The viewer must also pause to ask the question: “Is a drug mule who, after being captured, refuses to cooperate with authorities, but helps bring hundreds of kilos of cocaine into the country, someone that should be admired, simply because he served in the Korean War and committed his crimes at 90?” After all, think of the lives ruined because of the cocaine Earl trafficked. The judge didn’t think Earl should get off too easy; in the film and in real life, the man was sentenced to federal prison. But the script, at the last minute, turns Earl’s family into very forgiving people, if only so he might look sympathetic to the audience. Why Eastwood’s film would attempt to put Earl forth as an almost tragi-heroic figure, as someone who deserves the unabashed love of the family he ignored throughout his life, remains baffling, and an unearned moment of forgiveness. Aside from a few touching moments across from Weist, Eastwood’s character is one of the most unpleasant he’s ever played.
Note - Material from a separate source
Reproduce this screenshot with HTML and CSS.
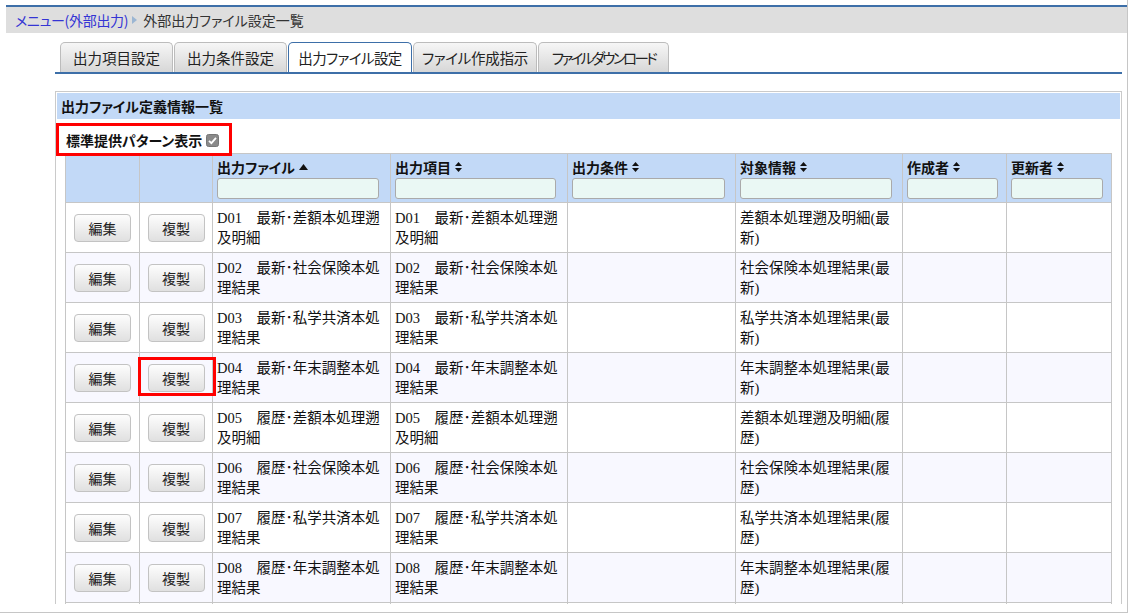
FILE: index.html
```html
<!DOCTYPE html>
<html lang="ja">
<head>
<meta charset="utf-8">
<title>外部出力ファイル設定一覧</title>
<link rel="stylesheet" href="styles.css">
</head>
<body>
<div class="window">
  <div class="viewport">
    <nav class="crumbs">
      <a class="crumb-link" href="#">メニュー(外部出力)</a>
      <span class="crumb-sep"></span>
      <span class="crumb-current">外部出力ファイル設定一覧</span>
    </nav>

    <div class="main">
      <ul class="tabs">
        <li class="tab">出力項目設定</li>
        <li class="tab">出力条件設定</li>
        <li class="tab tab-file is-active">出力ファイル設定</li>
        <li class="tab tab-make">ファイル作成指示</li>
        <li class="tab tab-dl">ファイルダウンロード</li>
      </ul>

      <section class="panel">
        <h2 class="panel-title">出力ファイル定義情報一覧</h2>
        <div class="std-toggle">
          <label class="std-label">標準提供パターン表示<span class="check"><svg width="13" height="13" viewBox="0 0 13 13"><rect x="0.5" y="0.5" width="12" height="12" rx="2" fill="#8a8a8a" stroke="#777"/><path d="M3 6.8 L5.4 9.2 L10 3.8" fill="none" stroke="#fff" stroke-width="1.8"/></svg></span></label>
          <span class="callout callout-toggle"></span>
        </div>

        <table class="grid">
          <colgroup>
            <col class="c-btn1"><col class="c-btn2"><col class="c-file"><col class="c-item"><col class="c-cond"><col class="c-target"><col class="c-user"><col class="c-user2">
          </colgroup>
          <thead>
            <tr>
              <th></th>
              <th></th>
              <th><div class="th-label">出力ファイル<svg class="sort" width="9" height="6" viewBox="0 0 9 6"><polygon points="0,6 4.5,0 9,6" fill="#111"/></svg></div><input class="filter" type="text"></th>
              <th><div class="th-label">出力項目<svg class="sort" width="7" height="10" viewBox="0 0 7 10"><polygon points="0,4 3.5,0 7,4" fill="#111"/><polygon points="0,6 3.5,10 7,6" fill="#111"/></svg></div><input class="filter" type="text"></th>
              <th><div class="th-label">出力条件<svg class="sort" width="7" height="10" viewBox="0 0 7 10"><polygon points="0,4 3.5,0 7,4" fill="#111"/><polygon points="0,6 3.5,10 7,6" fill="#111"/></svg></div><input class="filter" type="text"></th>
              <th><div class="th-label">対象情報<svg class="sort" width="7" height="10" viewBox="0 0 7 10"><polygon points="0,4 3.5,0 7,4" fill="#111"/><polygon points="0,6 3.5,10 7,6" fill="#111"/></svg></div><input class="filter" type="text"></th>
              <th><div class="th-label">作成者<svg class="sort" width="7" height="10" viewBox="0 0 7 10"><polygon points="0,4 3.5,0 7,4" fill="#111"/><polygon points="0,6 3.5,10 7,6" fill="#111"/></svg></div><input class="filter" type="text"></th>
              <th><div class="th-label">更新者<svg class="sort" width="7" height="10" viewBox="0 0 7 10"><polygon points="0,4 3.5,0 7,4" fill="#111"/><polygon points="0,6 3.5,10 7,6" fill="#111"/></svg></div><input class="filter" type="text"></th>
            </tr>
          </thead>
          <tbody>
            <tr>
              <td class="act"><button class="btn">編集</button></td>
              <td class="act"><button class="btn">複製</button></td>
              <td>D01　最新･差額本処理遡及明細</td>
              <td>D01　最新･差額本処理遡及明細</td>
              <td></td>
              <td>差額本処理遡及明細(最新)</td>
              <td></td>
              <td></td>
            </tr>
            <tr>
              <td class="act"><button class="btn">編集</button></td>
              <td class="act"><button class="btn">複製</button></td>
              <td>D02　最新･社会保険本処理結果</td>
              <td>D02　最新･社会保険本処理結果</td>
              <td></td>
              <td>社会保険本処理結果(最新)</td>
              <td></td>
              <td></td>
            </tr>
            <tr>
              <td class="act"><button class="btn">編集</button></td>
              <td class="act"><button class="btn">複製</button></td>
              <td>D03　最新･私学共済本処理結果</td>
              <td>D03　最新･私学共済本処理結果</td>
              <td></td>
              <td>私学共済本処理結果(最新)</td>
              <td></td>
              <td></td>
            </tr>
            <tr>
              <td class="act"><button class="btn">編集</button></td>
              <td class="act has-callout"><button class="btn">複製</button><span class="callout callout-copy"></span></td>
              <td>D04　最新･年末調整本処理結果</td>
              <td>D04　最新･年末調整本処理結果</td>
              <td></td>
              <td>年末調整本処理結果(最新)</td>
              <td></td>
              <td></td>
            </tr>
            <tr>
              <td class="act"><button class="btn">編集</button></td>
              <td class="act"><button class="btn">複製</button></td>
              <td>D05　履歴･差額本処理遡及明細</td>
              <td>D05　履歴･差額本処理遡及明細</td>
              <td></td>
              <td>差額本処理遡及明細(履歴)</td>
              <td></td>
              <td></td>
            </tr>
            <tr>
              <td class="act"><button class="btn">編集</button></td>
              <td class="act"><button class="btn">複製</button></td>
              <td>D06　履歴･社会保険本処理結果</td>
              <td>D06　履歴･社会保険本処理結果</td>
              <td></td>
              <td>社会保険本処理結果(履歴)</td>
              <td></td>
              <td></td>
            </tr>
            <tr>
              <td class="act"><button class="btn">編集</button></td>
              <td class="act"><button class="btn">複製</button></td>
              <td>D07　履歴･私学共済本処理結果</td>
              <td>D07　履歴･私学共済本処理結果</td>
              <td></td>
              <td>私学共済本処理結果(履歴)</td>
              <td></td>
              <td></td>
            </tr>
            <tr>
              <td class="act"><button class="btn">編集</button></td>
              <td class="act"><button class="btn">複製</button></td>
              <td>D08　履歴･年末調整本処理結果</td>
              <td>D08　履歴･年末調整本処理結果</td>
              <td></td>
              <td>年末調整本処理結果(履歴)</td>
              <td></td>
              <td></td>
            </tr>
            <tr>
              <td></td>
              <td></td>
              <td></td>
              <td></td>
              <td></td>
              <td></td>
              <td></td>
              <td></td>
            </tr>
          </tbody>
        </table>
      </section>
    </div>
  </div>
</div>
</body>
</html>
```

FILE: styles.css
```css
html, body {
  margin: 0;
  padding: 0;
  background: #fff;
}

body {
  font-family: "Noto Sans CJK JP", "Noto Sans", sans-serif;
  font-size: 14px;
  color: #222;
}

/* outer window frame */
.window {
  width: 1127px;
  height: 612px;
  border-right: 1px solid #c6c6c6;
  border-bottom: 1px solid #c6c6c6;
}

.viewport {
  height: 604px;
  overflow: hidden;
  box-sizing: border-box;
  padding: 5px 0 0 6px;
}

/* breadcrumb bar */
.crumbs {
  width: 1121px;
  height: 28px;
  box-sizing: border-box;
  border-top: 2px solid #3d6fa8;
  background: #dedede;
  display: flex;
  align-items: center;
  padding-left: 9px;
  font-size: 14px;
  font-feature-settings: "palt";
  line-height: 20px;
}

.crumb-link {
  color: #3434d4;
  text-decoration: none;
  letter-spacing: -0.3px;
}

.crumb-sep {
  width: 0;
  height: 0;
  border-left: 5px solid #9bb6d3;
  border-top: 4px solid transparent;
  border-bottom: 4px solid transparent;
  margin: 0 6px 0 4px;
}

.crumb-current {
  color: #333;
}

/* content column */
.main {
  margin-left: 49px;
  width: 1067px;
}

/* tab strip */
.tabs {
  list-style: none;
  margin: 9px 0 0 0;
  padding: 0 0 0 5px;
  height: 30px;
  border-bottom: 2px solid #3d6fa8;
  display: flex;
  gap: 1px;
}

.tab {
  height: 30px;
  box-sizing: border-box;
  padding: 0 12px;
  border: 1px solid #bcbcbc;
  border-bottom: none;
  border-radius: 5px 5px 0 0;
  background: linear-gradient(#f6f6f6, #d7d7d7);
  font-size: 14.5px;
  font-feature-settings: "palt";
  line-height: 29px;
  color: #222;
  white-space: nowrap;
  text-align: center;
}

.tab-file {
  width: 124px;
  padding: 0;
  letter-spacing: -0.6px;
}

.tab-make {
  width: 124px;
  padding: 0;
  letter-spacing: -0.3px;
}

.tab-dl {
  width: 131px;
  padding: 0;
  letter-spacing: -2.6px;
}

.tab.is-active {
  background: #fff;
  border-color: #3d6fa8;
}

/* list panel */
.panel {
  margin-top: 17px;
  border: 1px solid #cacaca;
  padding: 1px;
}

.panel-title {
  margin: 0;
  height: 26px;
  line-height: 26px;
  background: #c2d9f7;
  font-size: 14px;
  font-weight: bold;
  font-feature-settings: "palt";
  padding-left: 4px;
  color: #111;
}

.std-toggle {
  position: relative;
  height: 34px;
  box-sizing: border-box;
  padding: 11px 0 0 9px;
  line-height: 20px;
}

.std-label {
  display: inline-flex;
  align-items: center;
  font-size: 14px;
  font-weight: bold;
  font-feature-settings: "palt";
  color: #111;
}

.check {
  display: inline-flex;
  margin-left: 4px;
}

/* red highlight frames */
.callout {
  position: absolute;
  border: 3px solid #f00;
  pointer-events: none;
}

.callout-toggle {
  left: -1px;
  top: 4px;
  width: 170px;
  height: 27px;
}

.has-callout {
  position: relative;
}

.callout-copy {
  left: -2px;
  top: 4px;
  width: 72px;
  height: 33px;
}

/* data grid */
.grid {
  margin-left: 8px;
  width: 1046px;
  table-layout: fixed;
  border-collapse: collapse;
}

.c-btn1 { width: 74px; }
.c-btn2 { width: 73px; }
.c-file { width: 178px; }
.c-item { width: 177px; }
.c-cond { width: 168px; }
.c-target { width: 167px; }
.c-user { width: 104px; }
.c-user2 { width: 105px; }

.grid th,
.grid td {
  border: 1px solid #c6c6c6;
}

.grid th {
  background: #c2d9f7;
  text-align: left;
  vertical-align: top;
  padding: 3px 4px 3px 4px;
  height: 42px;
  font-weight: bold;
  font-size: 14px;
  font-feature-settings: "palt";
  color: #111;
}

.th-label {
  display: flex;
  align-items: center;
  height: 20px;
  line-height: 20px;
}

.sort {
  margin-left: 4px;
}

.filter {
  display: block;
  margin: 1px 0 0 0;
  width: 96%;
  height: 21px;
  box-sizing: border-box;
  border: 1px solid #aaa;
  border-radius: 3px;
  background: #eaf8f4;
  padding: 0 3px;
}

.grid tbody tr {
  height: 50px;
}

.grid tbody tr:nth-child(even) td {
  background: #f8f8ff;
}

.grid td {
  padding: 0 4px;
  vertical-align: middle;
  font-family: "Liberation Serif", "Noto Sans CJK JP", serif;
  font-size: 14.5px;
  line-height: 20px;
  color: #111;
}

.grid td.act {
  text-align: center;
  padding: 0;
}

.btn {
  width: 57px;
  height: 28px;
  border: 1px solid #c3c3c3;
  border-radius: 4px;
  background: linear-gradient(#fdfdfd, #e0e0e0);
  font-family: "Noto Sans CJK JP", sans-serif;
  font-size: 14px;
  color: #222;
  padding: 0;
  vertical-align: middle;
}
```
Of course, Eastwood’s direction is easygoing and straightforward. Yves Bélanger’s cinematography is capable and far less stylish than his usual work with director Jean-Marc Vallée (Dallas Buyers Club, Demolition). Like most Eastwood films of the last twenty years or more, The Mule is very easy to watch, at least formally. However, the material forces Eastwood’s movie star persona into Earl, blending the two in troublingly convenient ways that hope to distract from the ugliness of what’s happening onscreen. Notice how The Mule never shows the beheadings or bodies left in the wake of the cartels (it would be difficult to swallow a character like Earl as charming in Sicario, for instance). Eastwood seems to use the material as a swansong—one last go for the screen icon who cut his teeth on playing roguish heroes and womanizers. But the story doesn’t serve his apparent mission, and the entire thing proves rather embarrassing.